El español no es ni el más racista ni el más tolerante, que estamos por ahí más o menos por la mitad de la tabla en Europa, pero lo que a uno le parecería difícil de decidir es si, en todo caso, sería racista antes o después de ser rojales, comunista, fascista, nazareno, macareno, vikingo, colchonero, sociata, podemita, pepero, reguetonero, heavy, vegano, currista, pijo, progre, pijiprogre, maño, sevillí, bilbaíno, insular, rociero, rancio, pastor, hortelano, urbanita, feminazi o taxista. O lo que sea cada uno, que aquí hay peñas, identidades, etiquetas, prejuicios y ojeriza casi para todo. Ya no sabemos si el odio es por la raza, por el flequillo, por la camiseta, por el barrio, por el ayuntamiento o por la bandera, pero se odia mucho y a mí me parece que Ana Rosa, con su chino de chino o su chino de lavandería china, ha hecho poco mérito para llevarse toda la culpa del racismo y del odio así como desde Colón.
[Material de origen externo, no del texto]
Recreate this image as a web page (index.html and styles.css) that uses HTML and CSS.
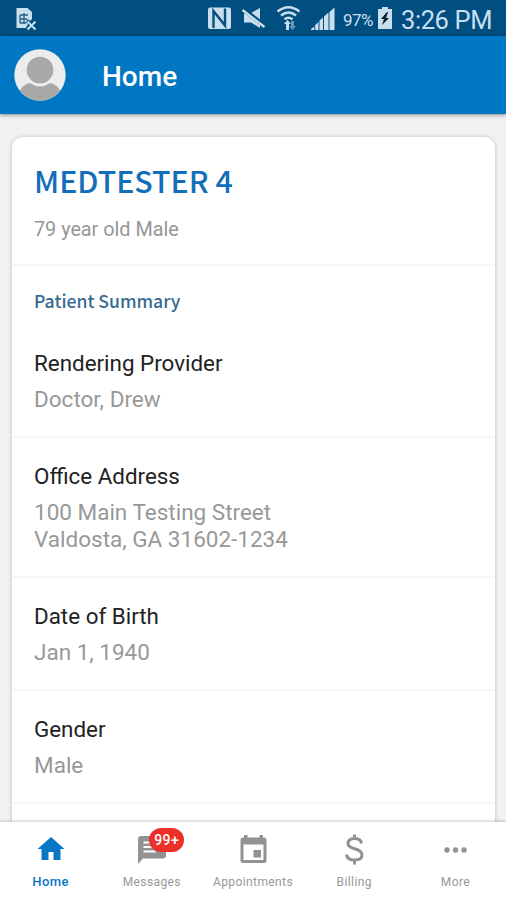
FILE: index.html
```html
<!DOCTYPE html>
<html lang="en">
<head>
<meta charset="utf-8">
<title>Home</title>
<link rel="stylesheet" href="styles.css">
</head>
<body>
<div class="app">
  <div class="status">
    <svg class="status-icons" width="506" height="36" viewBox="0 0 506 36" fill="#c9dfee">
      <path d="M16.500 8h11l4.500 4v7l-2 2-2-2-2 3 2 2-2 4h-9.500z"/>
      <path d="M20 15h8M20 19h7M20 23h6M20 15v8M24 13v11" stroke="#245f89" stroke-width="1.300" fill="none"/>
      <path d="M27.500 21.500l8 8M35.500 21.500l-8 8" stroke="#c9dfee" stroke-width="2" fill="none"/>
      <path d="M210 7.500h19q2 0 2 2V27q0 2-2 2h-19q-2 0-2-2V9.500q0-2 2-2z"/>
      <path d="M213.500 28V11l11.500 14.500V8.500" fill="none" stroke="#064f80" stroke-width="2.400"/>
      <path d="M244 13.500h6l10-5.500v20l-9-5.500h-7z"/>
      <path d="M243 9l22 17" stroke="#064f80" stroke-width="4.500"/>
      <path d="M242.500 10l22 17" stroke="#c9dfee" stroke-width="2.300"/>
      <g fill="none" stroke="#c9dfee" stroke-width="2.500"><path d="M277.500 11.500q11-8.500 22 0M281 15.500q7.500-6 15 0M284.500 19.300q4-3 8 0"/></g>
      <path d="M284 24l3.500-4 3.500 4h-2v6h-3v-6z"/>
      <path d="M291 21h3v5h2l-3.500 4-3.500-4h2z" opacity=".5"/>
      <path d="M311 30h3.300v-3.500l-3.300 2.500zM315.200 30h3.300v-8l-3.300 3zM319.500 30h3.500v-12.500l-3.500 3zM324 30h4.500V12.500l-4.500 4zM329.500 30h5V7.500l-5 4.500z"/>
      <path d="M382 7v2h-4v20h14V9h-4V7z"/>
      <path d="M387 12l-6 7h3l-2 6 7-7h-3l2-6z" fill="#071d2b"/>
    </svg>
    <span class="battery">97%</span>
    <span class="clock">3:26 PM</span>
  </div>
  <header class="header">
    <svg class="avatar" width="52" height="52" viewBox="0 0 52 52">
      <defs><clipPath id="disc"><circle cx="26" cy="26" r="25.700"/></clipPath></defs>
      <g clip-path="url(#disc)"><rect width="52" height="52" fill="#ececec"/>
      <path d="M5 43q4-8 11-9 10 7 20 0 7 1 11 9v10H5z" fill="#a8a8a8"/></g>
      <circle cx="26" cy="21" r="13.300" fill="#a8a8a8"/>
    </svg>
    <h1 class="title">Home</h1>
  </header>
  <main class="content">
    <section class="card">
      <div class="patient">
        <h2 class="name"><span>MEDTESTER 4</span></h2>
        <p class="age"><span>79 year old Male</span></p>
      </div>
      <div class="row provider">
        <h3 class="summary"><span>Patient Summary</span></h3>
        <p class="label"><span>Rendering Provider</span></p>
        <p class="value"><span>Doctor, Drew</span></p>
      </div>
      <div class="row address">
        <p class="label"><span>Office Address</span></p>
        <p class="value"><span>100 Main Testing Street</span><br><span>Valdosta, GA 31602-1234</span></p>
      </div>
      <div class="row">
        <p class="label"><span>Date of Birth</span></p>
        <p class="value"><span>Jan 1, 1940</span></p>
      </div>
      <div class="row">
        <p class="label"><span>Gender</span></p>
        <p class="value"><span>Male</span></p>
      </div>
      <div class="row"></div>
    </section>
  </main>
  <nav class="tabs">
    <a class="tab active">
      <svg width="36" height="36" viewBox="0 0 36 36"><path d="M18 6L4.500 18H8.500V29h7V21h5v8h7V18h4z" fill="#0577c5"/></svg>
      <span>Home</span>
    </a>
    <a class="tab">
      <svg width="36" height="36" viewBox="0 0 36 36"><path d="M7 5h22q3 0 3 3v16.500q0 3-3 3H9L4 33V8q0-3 3-3z" fill="#929292"/><path d="M9.500 11.500h17M9.500 16h17M9.500 20.500h12" stroke="#fff" stroke-width="2.200"/></svg>
      <span>Messages</span>
      <b class="badge">99+</b>
    </a>
    <a class="tab">
      <svg width="36" height="36" viewBox="0 0 36 36"><path fill-rule="evenodd" d="M9 4h3.500v2.500h12V4H28v2.500h1q2.500 0 2.500 2.500v20.500q0 2.500-2.500 2.500H8q-2.500 0-2.500-2.500V9Q5.500 6.500 8 6.500h1zM8.500 13.500V29h20V13.500zM18.500 19H26v7.500h-7.500z" fill="#929292"/></svg>
      <span>Appointments</span>
    </a>
    <a class="tab">
      <svg width="36" height="36" viewBox="0 0 36 36"><path d="M25.500 12.500q-.5-5-7-5-6.500 0-6.500 5 0 3.500 6.500 5.200 7.500 2 7.500 6.300 0 5-7.500 5-7.500 0-8-5.500M18.500 3.500v4M18.500 29v4.500" fill="none" stroke="#929292" stroke-width="3"/></svg>
      <span>Billing</span>
    </a>
    <a class="tab">
      <svg width="36" height="36" viewBox="0 0 36 36" fill="#929292"><circle cx="10" cy="19" r="2.700"/><circle cx="18.500" cy="19" r="2.700"/><circle cx="27" cy="19" r="2.700"/></svg>
      <span>More</span>
    </a>
  </nav>
</div>
</body>
</html>
```
FILE: styles.css
```css
* { box-sizing: border-box; }
body, h1, h2, h3, p { margin: 0; }
body { font-family: Roboto, sans-serif; background: #f2f2f2; }
.app { display: flex; flex-direction: column; width: 506px; height: 900px; overflow: hidden; }
.status { position: relative; display: flex; flex: none; justify-content: flex-end; align-items: center; height: 36px; padding: 3px 14px 0 0; background: #004f80; color: #c9dfee; }
.status-icons { position: absolute; left: 0; top: 0; }
.battery { font-size: 17px; letter-spacing: -0.5px; margin-right: 28px; }
.clock { font-size: 25.5px; line-height: 32px; letter-spacing: -0.4px; }
.header { position: relative; z-index: 1; display: flex; flex: none; align-items: center; height: 78px; padding: 0 14px 0; background: #0077c2; box-shadow: 0 1px 4px rgba(0,0,0,.45); }
.title { margin: 3px 0 0 36px; color: #fff; font-size: 28px; font-weight: 500; line-height: 36px; }
.content { flex: 1; min-height: 0; padding: 23px 11px 0 12px; overflow: hidden; }
.card { height: 780px; background: #fff; border-radius: 11px; box-shadow: 0 0 4px rgba(0,0,0,.22); }
.patient { height: 127px; padding: 22px 22px 0; }
.name { color: #126eb8; font: 500 30.3px/42px "Noto Sans CJK SC", sans-serif; }
.age { margin-top: 16px; color: #969696; font-size: 19.8px; line-height: 26px; }
.row { height: 113px; padding: 24px 22px 0; border-top: 2px solid #f6f6f6; }
.provider { height: 172px; padding-top: 23px; }
.address { height: 140px; }
.summary { height: 24px; margin-bottom: 36px; color: #386a91; font: 500 17.6px/24px "Noto Sans CJK SC", sans-serif; }
.label { color: #222; font-size: 22.4px; line-height: 28px; }
.value { margin-top: 9px; color: #989898; font-size: 22.5px; line-height: 27px; }
.tabs { position: relative; z-index: 1; display: flex; flex: none; height: 78px; background: #fff; box-shadow: 0 -1px 3px rgba(0,0,0,.2); }
.tab { position: relative; display: flex; flex: 1; flex-direction: column; align-items: center; padding-top: 9px; color: #989898; font-size: 12px; line-height: 16px; letter-spacing: .4px; }
.tab svg { margin-bottom: 7px; }
.active { color: #0577c5; font-size: 13px; font-weight: 500; }
.badge { position: absolute; left: 48px; top: 6px; width: 35px; height: 24px; border-radius: 12px; background: #ed3027; color: #fff; font-size: 14px; font-weight: 500; line-height: 24px; text-align: center; }
```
Yo creo que estaban sólo Ana Rosa y Pablo Motos para endilgarle lo de Vinícius, que ninguno pasaba por allí pero estamos en campaña y en guerra contra el fascismo verbenero, mediático y mesacamillero, que hace más daño que el fascismo de verdad. Al final, Ana Rosa, que iba provocando, se llevó el mérito o la culpa, esa culpa tan simple y tan bien encontrada siempre para ciertas ideologías. Pero lo de Ana Rosa parece una cosa folclórica al lado de esa gente que, por ejemplo, pacta con verdaderos racistas los privilegios o el apartheid para su nación puramente racial y prepolítica, al margen del imperio de la ley. Lo de Ana Rosa parece un prejuicio de suegra al lado de esa gente que, por ejemplo, considera que todo un sexo está formado por violadores y criminales en potencia. Y que cree que es más terrorista el que tiene picha heterosexual, esa especie de sierra mecánica de asesino, que el que ha sido condenado por terrorista. Además de llamar fascistas a los demócratas y demócratas a los fascistas, unos fascistas que cuando ejercen la violencia se llama democracia por pura podredumbre lógica.

La verdad es que nuestro fútbol tenía odio antes de tener muchas razas porque, aunque esté feo decirlo, se alimenta de odio, ese odio peñista y campanero que es más atávico y primordial que el odio por otra raza, que parece casi exótico ante nuestros odios de linde y tendedero. La verdad es que el fútbol se alimenta de odio, siquiera contenido o coreografiado, y tampoco le importa mucho el origen de ese odio, si es el color de la piel o la rayita del peinado, que si ahora es con Vinícius antes fue con Cristiano Ronaldo, que parecía hecho de leche de burra. De ahí la pachorra, la indiferencia o la comprensión que muestran clubes, federaciones y aficiones no con el racismo sino con la violencia en general. No es la raza, es la tribu. Y de eso saben mucho en el fútbol y en la política.

Irene Montero no va a arreglar el fútbol, ni España, ni la lacra del odio, que ella incluso ejerce pero llamándolo justicia, otra podredumbre lógica que se produce por deslizamiento moral. No pretendía ella arreglar nada tampoco, que está en la campaña de la supervivencia y las alertas fascistas, machistas, racistas (ellos que hablan de “racialidad”) o en general fetichistas son de lo poco que le queda. Cuando el odio es el negocio, las circunstancias, la especificidad, son sólo una anécdota o una excusa. En el fútbol como en la política. Por eso Ana Rosa era más su medalla madrileña que su Chinatown de película, y hasta Vinícius parecía sólo otro hermano de Ayuso por las pecheras.